··· SUPPLIED INFORMATION
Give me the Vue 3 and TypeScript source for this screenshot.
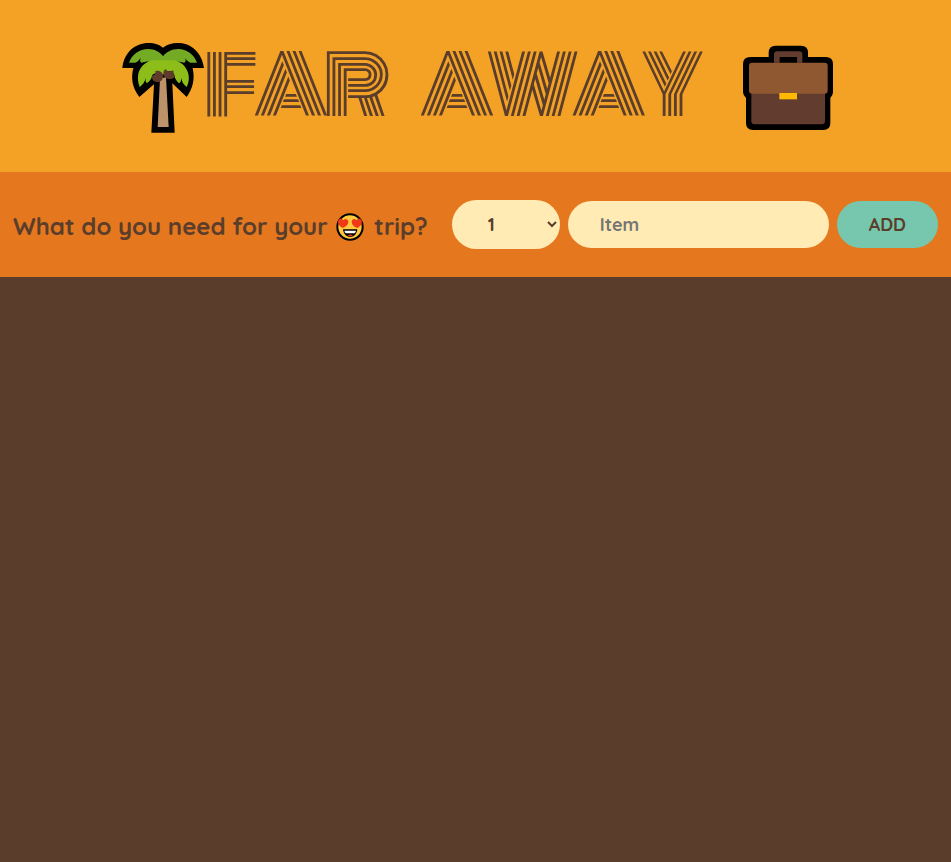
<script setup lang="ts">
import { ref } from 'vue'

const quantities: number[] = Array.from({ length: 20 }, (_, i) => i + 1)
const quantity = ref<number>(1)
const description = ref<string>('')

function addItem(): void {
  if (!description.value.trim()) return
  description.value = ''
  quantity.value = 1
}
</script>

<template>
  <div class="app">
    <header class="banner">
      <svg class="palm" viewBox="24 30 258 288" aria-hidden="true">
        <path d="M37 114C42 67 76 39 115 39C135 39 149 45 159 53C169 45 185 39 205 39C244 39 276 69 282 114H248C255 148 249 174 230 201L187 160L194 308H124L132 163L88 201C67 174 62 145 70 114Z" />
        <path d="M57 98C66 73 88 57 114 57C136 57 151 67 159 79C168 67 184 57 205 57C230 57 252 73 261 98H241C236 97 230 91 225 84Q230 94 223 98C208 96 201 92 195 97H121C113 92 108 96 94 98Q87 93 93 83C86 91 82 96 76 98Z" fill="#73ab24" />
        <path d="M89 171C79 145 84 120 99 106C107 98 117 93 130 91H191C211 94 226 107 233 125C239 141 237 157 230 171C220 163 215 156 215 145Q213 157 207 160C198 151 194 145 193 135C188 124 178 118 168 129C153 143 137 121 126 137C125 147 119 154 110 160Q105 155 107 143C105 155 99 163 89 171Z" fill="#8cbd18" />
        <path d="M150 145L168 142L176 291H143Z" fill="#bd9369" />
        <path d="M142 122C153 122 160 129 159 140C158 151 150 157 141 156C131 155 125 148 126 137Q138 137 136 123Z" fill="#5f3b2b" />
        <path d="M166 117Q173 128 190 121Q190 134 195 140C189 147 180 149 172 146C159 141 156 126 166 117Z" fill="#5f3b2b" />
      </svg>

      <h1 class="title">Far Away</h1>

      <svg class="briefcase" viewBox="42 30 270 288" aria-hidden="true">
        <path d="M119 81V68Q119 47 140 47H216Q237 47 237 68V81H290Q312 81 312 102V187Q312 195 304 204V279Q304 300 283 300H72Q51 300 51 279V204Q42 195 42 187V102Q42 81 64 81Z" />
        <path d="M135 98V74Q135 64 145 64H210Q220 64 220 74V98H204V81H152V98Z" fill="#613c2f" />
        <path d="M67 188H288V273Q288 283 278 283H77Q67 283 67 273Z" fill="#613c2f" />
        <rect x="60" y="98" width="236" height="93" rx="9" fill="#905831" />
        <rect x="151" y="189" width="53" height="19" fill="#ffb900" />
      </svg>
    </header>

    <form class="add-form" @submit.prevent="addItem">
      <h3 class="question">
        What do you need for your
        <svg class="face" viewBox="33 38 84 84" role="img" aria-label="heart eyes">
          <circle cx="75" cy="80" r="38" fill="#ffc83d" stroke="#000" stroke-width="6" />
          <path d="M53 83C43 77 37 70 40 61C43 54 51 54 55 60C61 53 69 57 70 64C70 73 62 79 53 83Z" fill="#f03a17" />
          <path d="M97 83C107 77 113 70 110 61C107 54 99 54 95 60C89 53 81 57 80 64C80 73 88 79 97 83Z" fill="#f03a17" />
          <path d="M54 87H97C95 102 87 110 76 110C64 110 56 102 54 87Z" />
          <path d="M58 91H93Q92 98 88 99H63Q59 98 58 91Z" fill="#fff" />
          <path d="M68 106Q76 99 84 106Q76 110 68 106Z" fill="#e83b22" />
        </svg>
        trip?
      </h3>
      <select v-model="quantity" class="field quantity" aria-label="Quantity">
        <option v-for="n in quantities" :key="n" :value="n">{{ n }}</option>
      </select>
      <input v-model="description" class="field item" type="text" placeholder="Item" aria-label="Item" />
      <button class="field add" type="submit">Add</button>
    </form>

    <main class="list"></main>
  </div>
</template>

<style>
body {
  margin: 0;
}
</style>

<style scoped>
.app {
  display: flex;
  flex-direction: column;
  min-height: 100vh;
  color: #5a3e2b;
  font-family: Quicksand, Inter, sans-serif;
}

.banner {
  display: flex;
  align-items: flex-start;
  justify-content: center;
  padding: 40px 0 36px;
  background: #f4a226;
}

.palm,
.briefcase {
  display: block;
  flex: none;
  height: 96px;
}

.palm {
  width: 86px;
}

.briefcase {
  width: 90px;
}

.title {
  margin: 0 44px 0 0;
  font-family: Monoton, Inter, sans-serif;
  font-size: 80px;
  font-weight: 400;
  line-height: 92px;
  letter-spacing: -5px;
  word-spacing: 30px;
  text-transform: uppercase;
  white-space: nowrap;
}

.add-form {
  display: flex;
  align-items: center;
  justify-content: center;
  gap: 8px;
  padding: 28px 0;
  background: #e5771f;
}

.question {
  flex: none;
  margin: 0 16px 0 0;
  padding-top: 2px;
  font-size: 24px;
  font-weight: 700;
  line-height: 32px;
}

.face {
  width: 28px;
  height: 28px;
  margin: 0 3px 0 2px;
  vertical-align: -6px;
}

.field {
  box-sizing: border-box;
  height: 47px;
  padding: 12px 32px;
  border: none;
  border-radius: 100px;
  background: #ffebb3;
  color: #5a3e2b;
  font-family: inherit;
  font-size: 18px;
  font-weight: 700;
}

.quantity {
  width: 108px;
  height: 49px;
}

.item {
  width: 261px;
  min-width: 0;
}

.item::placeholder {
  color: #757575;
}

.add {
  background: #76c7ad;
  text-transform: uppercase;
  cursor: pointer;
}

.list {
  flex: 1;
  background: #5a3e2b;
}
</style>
······
Without the pictures, write out the whole listing above exactly as it appears.

[ANSWER TO THIS EXERCISE]
Give me the Vue 3 and TypeScript source for this screenshot.
<script setup lang="ts">
import { ref } from 'vue'

const quantities: number[] = Array.from({ length: 20 }, (_, i) => i + 1)
const quantity = ref<number>(1)
const description = ref<string>('')

function addItem(): void {
  if (!description.value.trim()) return
  description.value = ''
  quantity.value = 1
}
</script>

<template>
  <div class="app">
    <header class="banner">
      <svg class="palm" viewBox="24 30 258 288" aria-hidden="true">
        <path d="M37 114C42 67 76 39 115 39C135 39 149 45 159 53C169 45 185 39 205 39C244 39 276 69 282 114H248C255 148 249 174 230 201L187 160L194 308H124L132 163L88 201C67 174 62 145 70 114Z" />
        <path d="M57 98C66 73 88 57 114 57C136 57 151 67 159 79C168 67 184 57 205 57C230 57 252 73 261 98H241C236 97 230 91 225 84Q230 94 223 98C208 96 201 92 195 97H121C113 92 108 96 94 98Q87 93 93 83C86 91 82 96 76 98Z" fill="#73ab24" />
        <path d="M89 171C79 145 84 120 99 106C107 98 117 93 130 91H191C211 94 226 107 233 125C239 141 237 157 230 171C220 163 215 156 215 145Q213 157 207 160C198 151 194 145 193 135C188 124 178 118 168 129C153 143 137 121 126 137C125 147 119 154 110 160Q105 155 107 143C105 155 99 163 89 171Z" fill="#8cbd18" />
        <path d="M150 145L168 142L176 291H143Z" fill="#bd9369" />
        <path d="M142 122C153 122 160 129 159 140C158 151 150 157 141 156C131 155 125 148 126 137Q138 137 136 123Z" fill="#5f3b2b" />
        <path d="M166 117Q173 128 190 121Q190 134 195 140C189 147 180 149 172 146C159 141 156 126 166 117Z" fill="#5f3b2b" />
      </svg>

      <h1 class="title">Far Away</h1>

      <svg class="briefcase" viewBox="42 30 270 288" aria-hidden="true">
        <path d="M119 81V68Q119 47 140 47H216Q237 47 237 68V81H290Q312 81 312 102V187Q312 195 304 204V279Q304 300 283 300H72Q51 300 51 279V204Q42 195 42 187V102Q42 81 64 81Z" />
        <path d="M135 98V74Q135 64 145 64H210Q220 64 220 74V98H204V81H152V98Z" fill="#613c2f" />
        <path d="M67 188H288V273Q288 283 278 283H77Q67 283 67 273Z" fill="#613c2f" />
        <rect x="60" y="98" width="236" height="93" rx="9" fill="#905831" />
        <rect x="151" y="189" width="53" height="19" fill="#ffb900" />
      </svg>
    </header>

    <form class="add-form" @submit.prevent="addItem">
      <h3 class="question">
        What do you need for your
        <svg class="face" viewBox="33 38 84 84" role="img" aria-label="heart eyes">
          <circle cx="75" cy="80" r="38" fill="#ffc83d" stroke="#000" stroke-width="6" />
          <path d="M53 83C43 77 37 70 40 61C43 54 51 54 55 60C61 53 69 57 70 64C70 73 62 79 53 83Z" fill="#f03a17" />
          <path d="M97 83C107 77 113 70 110 61C107 54 99 54 95 60C89 53 81 57 80 64C80 73 88 79 97 83Z" fill="#f03a17" />
          <path d="M54 87H97C95 102 87 110 76 110C64 110 56 102 54 87Z" />
          <path d="M58 91H93Q92 98 88 99H63Q59 98 58 91Z" fill="#fff" />
          <path d="M68 106Q76 99 84 106Q76 110 68 106Z" fill="#e83b22" />
        </svg>
        trip?
      </h3>
      <select v-model="quantity" class="field quantity" aria-label="Quantity">
        <option v-for="n in quantities" :key="n" :value="n">{{ n }}</option>
      </select>
      <input v-model="description" class="field item" type="text" placeholder="Item" aria-label="Item" />
      <button class="field add" type="submit">Add</button>
    </form>

    <main class="list"></main>
  </div>
</template>

<style>
body {
  margin: 0;
}
</style>

<style scoped>
.app {
  display: flex;
  flex-direction: column;
  min-height: 100vh;
  color: #5a3e2b;
  font-family: Quicksand, Inter, sans-serif;
}

.banner {
  display: flex;
  align-items: flex-start;
  justify-content: center;
  padding: 40px 0 36px;
  background: #f4a226;
}

.palm,
.briefcase {
  display: block;
  flex: none;
  height: 96px;
}

.palm {
  width: 86px;
}

.briefcase {
  width: 90px;
}

.title {
  margin: 0 44px 0 0;
  font-family: Monoton, Inter, sans-serif;
  font-size: 80px;
  font-weight: 400;
  line-height: 92px;
  letter-spacing: -5px;
  word-spacing: 30px;
  text-transform: uppercase;
  white-space: nowrap;
}

.add-form {
  display: flex;
  align-items: center;
  justify-content: center;
  gap: 8px;
  padding: 28px 0;
  background: #e5771f;
}

.question {
  flex: none;
  margin: 0 16px 0 0;
  padding-top: 2px;
  font-size: 24px;
  font-weight: 700;
  line-height: 32px;
}

.face {
  width: 28px;
  height: 28px;
  margin: 0 3px 0 2px;
  vertical-align: -6px;
}

.field {
  box-sizing: border-box;
  height: 47px;
  padding: 12px 32px;
  border: none;
  border-radius: 100px;
  background: #ffebb3;
  color: #5a3e2b;
  font-family: inherit;
  font-size: 18px;
  font-weight: 700;
}

.quantity {
  width: 108px;
  height: 49px;
}

.item {
  width: 261px;
  min-width: 0;
}

.item::placeholder {
  color: #757575;
}

.add {
  background: #76c7ad;
  text-transform: uppercase;
  cursor: pointer;
}

.list {
  flex: 1;
  background: #5a3e2b;
}
</style>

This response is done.